Senadora democrata diz que invalidar decisão Roe vs. Wade, de 1973, pode derrubar 'toda uma gama de outros direitos' adquiridos desde então
Porto Velho, RO - Em maio de 1987, o procurador-geral Edwin Meese viajou para St. Louis e falou diante de um grupo de membros do clero contrários ao aborto. Denunciando Roe vs. Wade, a decisão da Suprema Corte de 1973 que legalizou o procedimento em todo o país, Meese disse a eles que via motivos para esperar que “em nossas vidas” isso fosse jogado no “montão de cinzas da história jurídica”.
Trinta e cinco anos depois, um rascunho vazado sugere que a maioria conservadora da Suprema Corte está prestes a derrubar Roe vs. Wade, permitindo que os estados proíbam o aborto. Os progressistas podem estar horrorizados, mas para o movimento jurídico conservador, do qual Meese foi uma figura inicial chave, um momento de triunfo há muito esperado parece estar próximo.
— Isso parecerá uma tremenda justificativa para o movimento jurídico conservador — disse Mary Ziegler, professora visitante da Harvard Law School e autora de vários livros sobre o movimento antiaborto e sobre política. — O movimento vai além de Roe v. Wade, mas anular essa decisão tornou-se a preocupação do movimento e um teste de seu sucesso.
Se a Suprema Corte emitir uma opinião final que se pareça muito com o rascunho vazado, uma questão que o momento trará à tona é: o que o bloco conservador fará a seguir com seu controle sobre o Judiciário? De imediato, por exemplo, o tribunal decidiu ouvir um caso, em seu próximo mandato, que lhe dará a oportunidade de reduzir ações afirmativas baseadas em raça nas admissões de faculdades.
A facção progressista dentro do movimento quer coibir o poder do estado administrativo que cresceu durante o New Deal [série de programas implementados nos EUA entre 1933 e 1937, sob o governo de Franklin Roosevelt, para recuperar e reformar a economia], limitando a autoridade das agências reguladoras.
Já a facção conservadora cultural está focada na liberdade religiosa e nos limites dos direitos dos americanos que são lésbicas, gays, bissexuais ou transgêneros — incluindo o descontentamento persistente com uma decisão de 2015 que declara o casamento entre pessoas do mesmo sexo um direito constitucional.

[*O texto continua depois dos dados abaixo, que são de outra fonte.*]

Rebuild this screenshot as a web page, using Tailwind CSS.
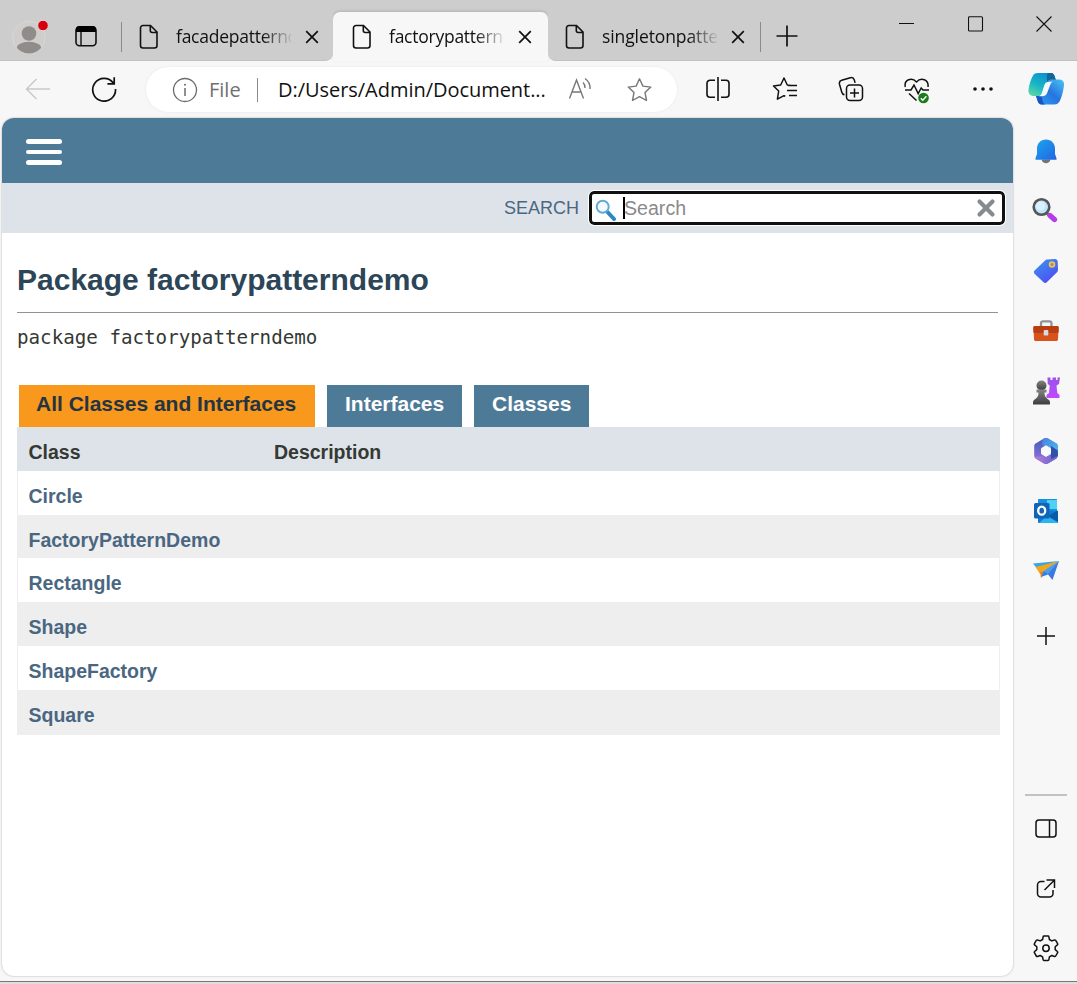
<!DOCTYPE html>
<html lang="en">
<head>
<meta charset="utf-8">
<title>factorypatterndemo</title>
<script src="https://cdn.jsdelivr.net/npm/@tailwindcss/browser@4"></script>
</head>
<body class="w-[1077px] h-[984px] overflow-hidden bg-[#f7f7f7] font-['Liberation_Sans',sans-serif] flex flex-col">
<svg class="hidden">
  <symbol id="doc" viewBox="0 0 20 26"><path d="M4 1.500h7.500l6.500 6.500v13.500a2.500 2.500 0 0 1-2.500 2.500H4a2.500 2.500 0 0 1-2.500-2.500V4A2.500 2.500 0 0 1 4 1.500zM11.300 1.800v4.700a2 2 0 0 0 2 2H18" fill="none" stroke="#111" stroke-width="1.600"/></symbol>
  <symbol id="close" viewBox="0 0 14 14"><path d="M1.200 1.200l11.600 11.600M12.800 1.200L1.200 12.800" fill="none" stroke="#111" stroke-width="1.700"/></symbol>
</svg>

<!-- title bar -->
<header class="h-[61px] flex shrink-0">
  <div class="w-[333px] bg-[#cdcdcd] rounded-br-lg border-b border-[#c2c2c2] flex items-center pt-[13px] relative">
    <svg class="ml-3 w-9 h-9 shrink-0" viewBox="0 0 36 36"><defs><clipPath id="av"><circle cx="17" cy="18.500" r="16"/></clipPath></defs><circle cx="17" cy="18.500" r="16.300" fill="#d0cecc" stroke="#dad8d6"/><g clip-path="url(#av)" fill="#8f8c89"><circle cx="17" cy="14.500" r="7.300"/><ellipse cx="17" cy="30" rx="12.500" ry="7.300"/></g><circle cx="31" cy="6.500" r="5.300" fill="#d9000d" stroke="#dedede"/></svg>
    <svg class="ml-[26px] -mt-px w-6 h-6 shrink-0" viewBox="0 0 24 24"><rect x="2" y="2.800" width="20" height="19" rx="3.500" fill="none" stroke="#111" stroke-width="1.600"/><path d="M2 8V5.500A3.500 3.500 0 0 1 5.500 2h13A3.500 3.500 0 0 1 22 5.500V8z" fill="#000"/><path d="M7 8v13.500" stroke="#111" stroke-width="1.400"/></svg>
    <div class="ml-[23px] w-px h-[30px] bg-[#8a8a8a]"></div>
    <svg class="ml-[17px] w-5 h-[26px] shrink-0"><use href="#doc"/></svg>
    <div class="ml-[17px] w-[115px] h-[30px] overflow-hidden whitespace-nowrap font-['Open_Sans',sans-serif] text-[17.500px] tracking-[-0.250px] leading-[29px] text-[#111] mask-r-from-75% mask-r-to-102%">facadepatterndemo</div>
    <svg class="ml-[14px] w-[14px] h-[14px] shrink-0"><use href="#close"/></svg>
  </div>
  <div class="w-[215px] bg-[#cdcdcd] pt-3 flex">
    <div class="w-[215px] rounded-t-[7px] bg-[#f7f7f7] shadow-[0_-1px_3px_#0002] flex items-center pt-px">
      <svg class="ml-[19px] w-5 h-[26px] shrink-0"><use href="#doc"/></svg>
      <div class="ml-[17px] w-[115px] h-[30px] overflow-hidden whitespace-nowrap font-['Open_Sans',sans-serif] text-[17.500px] tracking-[-0.250px] leading-[29px] text-[#111] mask-r-from-75% mask-r-to-102%">factorypatterndemo</div>
      <svg class="ml-[14px] w-[14px] h-[14px] shrink-0"><use href="#close"/></svg>
    </div>
  </div>
  <div class="flex-1 bg-[#cdcdcd] rounded-bl-lg border-b border-[#c2c2c2] flex items-start">
    <div class="flex items-center h-[61px] pt-[13px]">
      <svg class="ml-[17px] w-5 h-[26px] shrink-0"><use href="#doc"/></svg>
      <div class="ml-[17px] w-[115px] h-[30px] overflow-hidden whitespace-nowrap font-['Open_Sans',sans-serif] text-[17.500px] tracking-[-0.100px] leading-[29px] text-[#111] mask-r-from-75% mask-r-to-102%">singletonpatterndemo</div>
      <svg class="ml-[14px] w-[14px] h-[14px] shrink-0"><use href="#close"/></svg>
      <div class="ml-[15px] w-px h-[30px] bg-[#8a8a8a]"></div>
      <svg class="ml-[15px] mb-[3px] w-[22px] h-[22px]" viewBox="0 0 22 22"><path d="M11 .500v21M.500 11h21" stroke="#111" stroke-width="1.700"/></svg>
    </div>
    <svg class="ml-[101px] mt-4 w-4 h-4" viewBox="0 0 16 16"><path d="M0 7.500h15" stroke="#111"/></svg>
    <svg class="ml-[53px] mt-4 w-4 h-4" viewBox="0 0 16 16"><rect x=".500" y=".700" width="14" height="14.300" rx="1" fill="none" stroke="#111" stroke-width="1.100"/></svg>
    <svg class="ml-[52px] mt-4 w-4 h-4" viewBox="0 0 16 16"><path d="M.500.500l15 15M15.500.500l-15 15" stroke="#111" stroke-width="1.100"/></svg>
  </div>
</header>

<div class="flex h-[920px] shrink-0">
  <div class="w-[1014px] flex flex-col">
    <!-- toolbar -->
    <div class="h-[57px] shrink-0 flex items-center">
      <svg class="ml-[25px] -mt-[2px] w-[26px] h-[22px] shrink-0" viewBox="0 0 26 22"><path d="M25 11H1.500M11.500 1L1.500 11l10 10" fill="none" stroke="#c9c9c9" stroke-width="1.500"/></svg>
      <svg class="ml-[40px] -mt-[2px] w-[26px] h-[26px] shrink-0" viewBox="0 0 26 26"><path d="M22.300 7A11.400 11.400 0 1 0 24.500 13M23.200 1.300v6.500h-6.800" fill="none" stroke="#111" stroke-width="1.700"/></svg>
      <div class="ml-[29px] w-[531px] h-[45px] rounded-full bg-white shadow-[0_0_3px_#0001] flex items-center shrink-0 font-['Open_Sans',sans-serif] text-[20px] whitespace-nowrap">
        <svg class="ml-[26px] w-[26px] h-[26px] shrink-0" viewBox="0 0 26 26"><circle cx="13" cy="13" r="11.500" fill="none" stroke="#6b6b6b" stroke-width="1.300"/><path d="M13 11v8" stroke="#6b6b6b" stroke-width="1.500"/><circle cx="13" cy="7.700" r="1" fill="#6b6b6b"/></svg>
        <div class="ml-[11px] w-[33px] text-[#707070]">File</div>
        <div class="ml-[15px] w-px h-6 bg-[#8a8a8a]"></div>
        <div class="ml-5 w-[270px] tracking-[-0.040px] text-[#111]">D:/Users/Admin/Document...</div>
        <svg class="ml-[20px] -mt-px w-6 h-6 shrink-0" viewBox="0 0 24 24" fill="none" stroke="#777" stroke-width="1.400"><path d="M1.500 21.500L8.500 3l7 18.500M4 15h9M15 5.500c1.500 1.500 2.200 3.500 2 5.500M17 1.500c3.500 2.500 5.500 6 5 10.500"/></svg>
        <svg class="ml-[34px] w-[26px] h-[26px] shrink-0" viewBox="0 0 26 26"><path d="M13.500 1.800l3.400 7.300 7.900 1-5.800 5.500 1.500 7.900-7-3.900-7 3.900 1.500-7.900-5.800-5.500 7.900-1z" fill="none" stroke="#777" stroke-width="1.400" stroke-linejoin="round"/></svg>
      </div>
      <svg class="ml-[28px] -mt-[2px] w-[26px] h-[26px] shrink-0" viewBox="0 0 26 26" fill="none" stroke="#111" stroke-width="1.600"><path d="M10 4.300H5A3 3 0 0 0 2 7.300v10.900a3 3 0 0 0 3 3h5M16 4.300h5a3 3 0 0 1 3 3v10.900a3 3 0 0 1-3 3h-5M13 1v24"/></svg>
      <svg class="ml-[41px] -mt-px w-[26px] h-[26px] shrink-0" viewBox="0 0 26 26" fill="none" stroke="#111" stroke-width="1.500" stroke-linejoin="round"><path d="M19 9.500l-3.700-.500L12 2 8.700 9l-7.200 1 5.200 5-1.300 8.200 6.600-3.500 1.300.600M16 9.600h9M15 14.600h10M17 19.600h8"/></svg>
      <svg class="ml-[40px] -mt-px w-[26px] h-[26px] shrink-0" viewBox="0 0 26 26" fill="none" stroke="#111" stroke-width="1.500"><rect x="8.500" y="9" width="16" height="15.500" rx="3.500"/><path d="M16.500 12.500v9M12 17h9M6.500 18.700c-1.500-.200-2.300-1-2.700-2.500L1.500 8.200c-.500-1.900.300-3.300 2.200-3.900l8.600-2.600c1.900-.500 3.400.3 4 2.200l.800 3"/></svg>
      <svg class="ml-[40px] w-[26px] h-[28px] shrink-0" viewBox="0 0 26 28" fill="none" stroke="#111" stroke-width="1.500"><path d="M1.300 11C-.300 3.500 8 1 12.500 6 17 1 25 3.500 24 11M1 14h6l3-5 4.200 8.500 3-5.500 1.800 2h6M5 17.500l7.500 7"/><circle cx="19.500" cy="22" r="5.300" fill="#1b7a1b" stroke="none"/><path d="M16.800 22.200l2 2 3.600-3.900" stroke="#fff" stroke-width="1.400"/></svg>
      <svg class="ml-[42px] -mt-[2px] w-[22px] h-6 shrink-0" viewBox="0 0 22 24"><g fill="#111"><circle cx="3" cy="12" r="1.800"/><circle cx="11" cy="12" r="1.800"/><circle cx="19" cy="12" r="1.800"/></g></svg>
    </div>

    <!-- documentation page -->
    <main class="ml-[2px] w-[1011px] h-[858px] bg-white rounded-xl overflow-hidden shadow-[0_0_2px_#0005] text-[#353833]">
      <div class="h-[65px] bg-[#4d7a97] pt-[21px] pl-6 flex flex-col gap-[6px]">
        <div class="w-9 h-[5px] rounded-sm bg-white"></div>
        <div class="w-9 h-[4px] rounded-sm bg-white"></div>
        <div class="w-9 h-[5px] rounded-sm bg-white"></div>
      </div>
      <div class="h-[50px] bg-[#dee3e9] flex items-center">
        <label class="ml-[502px] mt-px w-[75px] text-[18px] text-[#4a6782]">SEARCH</label>
        <div class="ml-[10px] w-[416px] h-[34px] rounded-[5px] border-[3px] border-[#101010] outline-1 outline-white bg-white flex items-center">
          <svg class="ml-[3px] mt-[3px] w-[21px] h-[22px]" viewBox="0 0 21 22"><path d="M12.500 13l6.500 7" stroke="#2f86c0" stroke-width="4" stroke-linecap="round"/><circle cx="7.700" cy="7.700" r="6" fill="#f3f9fd" stroke="#62a9d8" stroke-width="2"/></svg>
          <div class="ml-[7px] w-[2px] h-[22px] bg-black"></div>
          <div class="w-[352px] -ml-px text-[19.600px] leading-6 text-[#8a8a8a]">Search</div>
          <svg class="w-[20px] h-[20px] -mt-px" viewBox="0 0 20 20"><path d="M3.500 3.500l13 13M16.500 3.500l-13 13" stroke="#858b8f" stroke-width="4.200" stroke-linecap="round"/></svg>
        </div>
      </div>
      <div class="pl-[15px] pt-[29px]">
        <h1 class="text-[30px] leading-[36px] font-bold text-[#2c4557]">Package factorypatterndemo</h1>
        <hr class="mt-[14px] w-[981px] border-[#929292]">
        <div class="mt-[12px] h-[26px] font-['DejaVu_Sans_Mono',monospace] text-[19.200px] leading-[26px]">package factorypatterndemo</div>
        <div class="mt-[34px] ml-[2px] flex gap-3 h-[42px] text-[21px] leading-[38px] font-bold text-white whitespace-nowrap">
          <div class="w-[296px] pl-[17px] bg-[#f8981d] text-[#253441]">All Classes and Interfaces</div>
          <div class="w-[135px] pl-[18px] bg-[#4d7a97]">Interfaces</div>
          <div class="w-[115px] pl-[18px] bg-[#4d7a97]">Classes</div>
        </div>
        <div class="w-[983px] border border-t-0 border-[#eee] text-[19.500px] leading-[50px] font-bold text-[#4a6782]">
          <div class="h-[44px] -mx-px px-[11.500px] bg-[#dee3e9] text-[#353833] flex"><span class="w-[245.500px]">Class</span><span>Description</span></div>
          <div class="h-[44px] pl-[10.500px]">Circle</div>
          <div class="h-[43px] pl-[10.500px] bg-[#eeeeef]">FactoryPatternDemo</div>
          <div class="h-[44px] pl-[10.500px]">Rectangle</div>
          <div class="h-[44px] pl-[10.500px] bg-[#eeeeef]">Shape</div>
          <div class="h-[44px] pl-[10.500px]">ShapeFactory</div>
          <div class="h-[44px] pl-[10.500px] bg-[#eeeeef]">Square</div>
        </div>
      </div>
    </main>
  </div>

  <!-- sidebar -->
  <aside class="w-[63px] flex flex-col items-center">
    <svg class="mt-[10px] w-9 h-9" viewBox="0 0 36 36"><defs><linearGradient id="c1" x1="0" y1="1" x2=".6" y2="0"><stop stop-color="#69dda0"/><stop offset=".5" stop-color="#17b5c5"/><stop offset="1" stop-color="#0b8fd0"/></linearGradient><linearGradient id="c2" x1="1" y1="0" x2="0" y2="1"><stop stop-color="#4ac6f2"/><stop offset=".5" stop-color="#2774e0"/><stop offset="1" stop-color="#28a5ef"/></linearGradient></defs><path d="M10 2h13c2.500 0 3.500 2 4.200 5l1.300 4h-5c-2 0-3 .8-3.500 2.500L16 25H6c-4 0-6-2.500-5.500-6.500C1.300 13 3 8 5 4.500 6.200 2.700 7.500 2 10 2z" fill="url(#c1)"/><path d="M20 2h3c2.500 0 3.500 2 4.200 5l1.300 4h-5c-2 0-3 .8-3.500 2.500-1-4-2-9 0-11.500z" fill="#126597"/><path d="M28 8.500h3c4 0 5.500 2.500 5 6-1 7-2.500 12.500-4.500 16-1.300 2-2.500 3-5 3H14c-3 0-4-2-4.500-4L8 25h4c2.500 0 3.500-1 4-3l3-10.500c.7-2 2-3 4-3z" fill="url(#c2)"/><path d="M8 25h5.500c1 2 .5 6 3.500 8.500h-3c-3 0-4-2-4.500-4z" fill="#1a55c8"/><path d="M16 15c.7-2.700 2.300-4.200 5.500-4.200H25c-1.700.7-2.400 1.700-3 3.700L19.500 21c-.9 3-2.500 4.200-5.500 4.200h-3c1.700-.7 2.500-1.700 3-3.700z" fill="#f4fbff"/></svg>
    <svg class="mt-[31px] w-[26px] h-[26px]" viewBox="0 0 26 26"><defs><linearGradient id="b" x2="1" y2="1"><stop stop-color="#19a7ee"/><stop offset="1" stop-color="#2463e3"/></linearGradient></defs><path d="M8.500 21.500h9c-1 5-8 5-9 0z" fill="#70757a"/><path d="M13 1.500c5.500 0 9 4 9 9v5.500l1.500 4.200c.3 1 0 1.500-1 1.500h-19c-1 0-1.300-.5-1-1.500L4 16v-5.500c0-5 3.500-9 9-9z" fill="url(#b)"/></svg>
    <svg class="mt-[33px] mr-px w-[26px] h-[26px]" viewBox="0 0 26 26"><path d="M14 15.500l4 3.500" stroke="#777" stroke-width="3"/><path d="M18 18.500l4.500 4" stroke="#b63bea" stroke-width="5.200" stroke-linecap="round"/><circle cx="9.500" cy="10" r="7.800" fill="#bfe3fa" stroke="#555" stroke-width="2.600"/><circle cx="8.500" cy="9" r="4.500" fill="#daf0ff"/></svg>
    <svg class="mt-[35px] w-[26px] h-[26px]" viewBox="0 0 26 26"><defs><linearGradient id="t" x1="0" y1="0" x2=".7" y2="1"><stop stop-color="#3c98f3"/><stop offset="1" stop-color="#4e4df0"/></linearGradient></defs><path d="M14.500 1.500L22 1c1.500 0 2.500 1 2.700 2.500l.3 8c0 1.200-.3 2-1 2.700L14 24c-1.200 1.200-2.500 1.200-3.700 0L1.800 16c-1.300-1.300-1.300-2.500 0-3.700l10-9.600c.8-.8 1.500-1.200 2.700-1.200z" fill="url(#t)"/><circle cx="19" cy="6.500" r="2.400" fill="#8a8fa0" stroke="#f1c34a" stroke-width="1.800"/></svg>
    <svg class="mt-[34px] w-[28px] h-[26px]" viewBox="0 0 28 26"><path d="M9 9V5.500C9 4 9.800 3.300 11 3.300h6.500c1.200 0 2 .7 2 2.200V9" fill="none" stroke="#8e9599" stroke-width="2.300"/><path d="M1.500 9.500C1.500 8.500 2 8 3 8h22c1 0 1.500.5 1.500 1.500L26 21c0 1.500-.7 2-2 2H4c-1.300 0-2-.5-2-2z" fill="#d8531c"/><path d="M1.300 9.500C1.300 8.500 2 8 3 8h22c1 0 1.700.5 1.700 1.500v4c0 1-.7 1.500-1.700 1.500H3c-1 0-1.700-.5-1.700-1.500z" fill="#b93f13"/><rect x="11.700" y="12" width="4.600" height="5.500" rx="1" fill="#d7dce0"/></svg>
    <svg class="mt-[32px] w-[28px] h-[30px]" viewBox="0 0 28 30"><defs><linearGradient id="k" y2="1" x2="0"><stop stop-color="#9b52e8"/><stop offset="1" stop-color="#c149ff"/></linearGradient><linearGradient id="p" y2="1" x2="0"><stop stop-color="#858585"/><stop offset="1" stop-color="#3d3d3d"/></linearGradient></defs><path d="M15.500 1.500h3V4h2V1.500h3.500V4h1.500V1.500H28l-1 6.500-2.500 1.500.8 7.500 2.200 2v3H14.500v-3l2.500-2 .7-7.500-2-1.500z" fill="url(#k)"/><circle cx="9.500" cy="9.500" r="5" fill="url(#p)"/><path d="M4.500 13.500h10v3h-2c0 4 1.500 5.500 4.500 7.500 1 .8 1 2 1 4.500H1c0-2.500 0-3.700 1-4.500 3-2 4.500-3.500 4.500-7.500h-2z" fill="url(#p)"/></svg>
    <svg class="mt-[31px] w-[26px] h-[28px]" viewBox="0 0 26 28"><defs><clipPath id="hx"><path d="M11 1.500c1.300-.7 2.700-.7 4 0l8 4.800c1.200.7 1.800 1.800 1.800 3.200v9c0 1.400-.6 2.500-1.800 3.200l-8 4.800c-1.300.7-2.700.7-4 0l-8-4.800C1.800 21 1.200 19.900 1.200 18.500v-9C1.200 8.100 1.800 7 3 6.300z"/></clipPath><linearGradient id="m1" y2="1" x2="0"><stop stop-color="#3c5bb8"/><stop offset="1" stop-color="#a078dc"/></linearGradient><linearGradient id="m2" x2="1" y2="1"><stop stop-color="#4a7fe0"/><stop offset="1" stop-color="#48c4ee"/></linearGradient><linearGradient id="m3" x2="1"><stop stop-color="#bd7ed8"/><stop offset="1" stop-color="#5a60cc"/></linearGradient></defs><g clip-path="url(#hx)"><path d="M0 0h26v28H0z" fill="url(#m1)"/><path d="M10 0h16v18l-7-4.500L9 7.500z" fill="url(#m2)"/><path d="M0 20l9-1 9 1 8-6v14H0z" fill="url(#m3)"/><path d="M18 9l8 5v4l-8 4z" fill="#2f4fa8"/></g><path d="M13 8.800l4.500 2.600v5.400L13 19.400l-4.500-2.600v-5.400z" fill="#f8f8ff" stroke="#f8f8ff" stroke-linejoin="round"/></svg>
    <svg class="mt-[33px] w-[26px] h-[26px]" viewBox="0 0 26 26"><path d="M6 1h17c.8 0 1 .4 1 1v11H5V2c0-.6.3-1 1-1z" fill="#1490df"/><path d="M14 2h10v9H14z" fill="#4fd0f5"/><path d="M5 12l20 1v11c0 .7-.3 1-1 1H6c-.7 0-1-.3-1-1z" fill="#1379cf"/><path d="M25 12.500v11.500L15 18z" fill="#0a5aa5"/><path d="M25 24.500L14 18l-8 7h18c.600 0 1-.2 1-.5z" fill="#2bb5f0"/><rect x="1" y="5" width="15.500" height="15.500" rx="1.500" fill="#0f64b9"/><ellipse cx="8.700" cy="12.700" rx="3.500" ry="4" fill="none" stroke="#fff" stroke-width="2.300"/></svg>
    <svg class="mt-[34px] w-[28px] h-[26px]" viewBox="0 0 28 26"><path d="M1 5.500L27 3 5 10.500z" fill="#35a6e8"/><path d="M27 3L3.500 9l4.500 7 2.500-2z" fill="#f2a51f"/><path d="M8 14l4-1-3 7.500z" fill="#e08a1a"/><path d="M27 3L11.500 13.500 9 19l7-2.500 4.500 5.500z" fill="#3a78e2"/><path d="M27 3L11.500 13l4.500 3z" fill="#46a0ea"/></svg>
    <svg class="mt-[43px] w-[18px] h-[18px]" viewBox="0 0 18 18"><path d="M9 0v18M0 9h18" stroke="#111" stroke-width="1.500"/></svg>
    <div class="mt-[149px] w-[42px] h-[2px] bg-[#c2c2c2]"></div>
    <svg class="mt-[20px] w-6 h-6" viewBox="0 0 24 24"><g fill="none" stroke="#111" stroke-width="1.500"><rect x="2" y="4" width="20" height="17" rx="3"/><path d="M15.500 4v17"/></g></svg>
    <svg class="mt-[36px] w-6 h-6" viewBox="0 0 24 24"><path d="M10.500 5.500H7A3.500 3.500 0 0 0 3.500 9v8.500A3.500 3.500 0 0 0 7 21h8.500a3.500 3.500 0 0 0 3.500-3.500V14M12.500 4h8v8M20.500 4l-10 10" fill="none" stroke="#111" stroke-width="1.500"/></svg>
    <svg class="mt-[34px] w-[28px] h-[28px]" viewBox="0 0 28 28"><path d="M12 2h4c.5 0 .8.300.9.800l.5 2.700 2.400 1.400 2.700-.900c.5-.200.900 0 1.200.400l1.900 3.300c.3.500.2.900-.2 1.200l-2.200 1.900v2.800l2.200 1.900c.4.300.5.800.2 1.200l-1.900 3.300c-.3.500-.7.600-1.200.500l-2.700-1-2.400 1.400-.5 2.700c-.1.500-.4.800-.9.800h-4c-.5 0-.8-.300-.9-.800l-.5-2.700-2.400-1.400-2.700 1c-.5.100-.9 0-1.200-.500l-1.900-3.300c-.3-.400-.2-.900.2-1.200l2.200-1.900v-2.800l-2.200-1.900c-.4-.300-.5-.700-.2-1.200l1.900-3.300c.3-.400.7-.600 1.200-.4l2.700.9 2.400-1.400.5-2.700c.1-.500.4-.8.9-.8z" fill="none" stroke="#111" stroke-width="1.500" stroke-linejoin="round"/><circle cx="14" cy="14.200" r="3.200" fill="none" stroke="#111" stroke-width="1.500"/></svg>
  </aside>
</div>
<footer class="h-[3px] bg-[#dedede] border-t border-[#777]"></footer>
</body>
</html>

A senadora Elizabeth Warren, de Massachusetts, estava entre os democratas que expressaram preocupação de que o projeto abriria caminho para que outros precedentes fossem derrubados, citando o caso que proíbe estados de impedirem que casais do mesmo sexo se casem, entre outros.
— [A questão] é terrível porque não tira apenas um pedacinho de Roe vs. Wade — disse Warren. — Ela senta uma picareta na decisão e, ao fazê-lo, abre-se o risco de derrubar toda uma gama de outros direitos dos quais dependemos.
O que vem por aí?
Mas há um amplo consenso de que nenhuma questão alimentou o movimento como o direito ao aborto. Ed Whelan, advogado do Departamento de Justiça do governo George W. Bush e comentarista jurídico conservador, disse que uma vitória há muito esperada pode sinalizar um ponto de virada.
— Se Roe é a cola que manteve o movimento jurídico conservador, o que acontece quando a decisão não estiver mais desempenhando esse papel? — disse Whelan. — Que outras prioridades unificarão o movimento? Não tenho certeza de qual é a resposta para essa pergunta.
O movimento jurídico conservador surgiu da reação a uma série de vitórias progressistas em decisões da Suprema Corte em uma série de questões nas décadas de 1960 e 1970. Pensadores jurídicos conservadores como o futuro juiz do tribunal de apelações Robert H. Bork começaram a argumentar que os juízes estavam usurpando o papel dos legisladores ao interpretar a Constituição como um documento cujo significado poderia evoluir ao longo do tempo, e deveria interpretá-la estritamente com base em seu texto e significado original.
Os liberais responderam que essa abordagem seria uma cobertura para o avanço das próprias preferências políticas dos conservadores. Mas o movimento jurídico conservador começou a ganhar peso político quando os pensadores de elite fundiram sua missão com os eleitores conservadores culturais e religiosos que queriam que o aborto fosse ilegal e ficaram indignados com Roe vs. Wade.
— O movimento conservador legal aconteceu por razões que foram significativamente separadas do aborto, mas o que lhes dá poder no Partido Republicano é sua conexão com esse grande e altamente mobilizado parceiro de coalizão, os conservadores religiosos de base — disse Steven M. Teles, professor de ciências políticas da Universidade Johns Hopkins.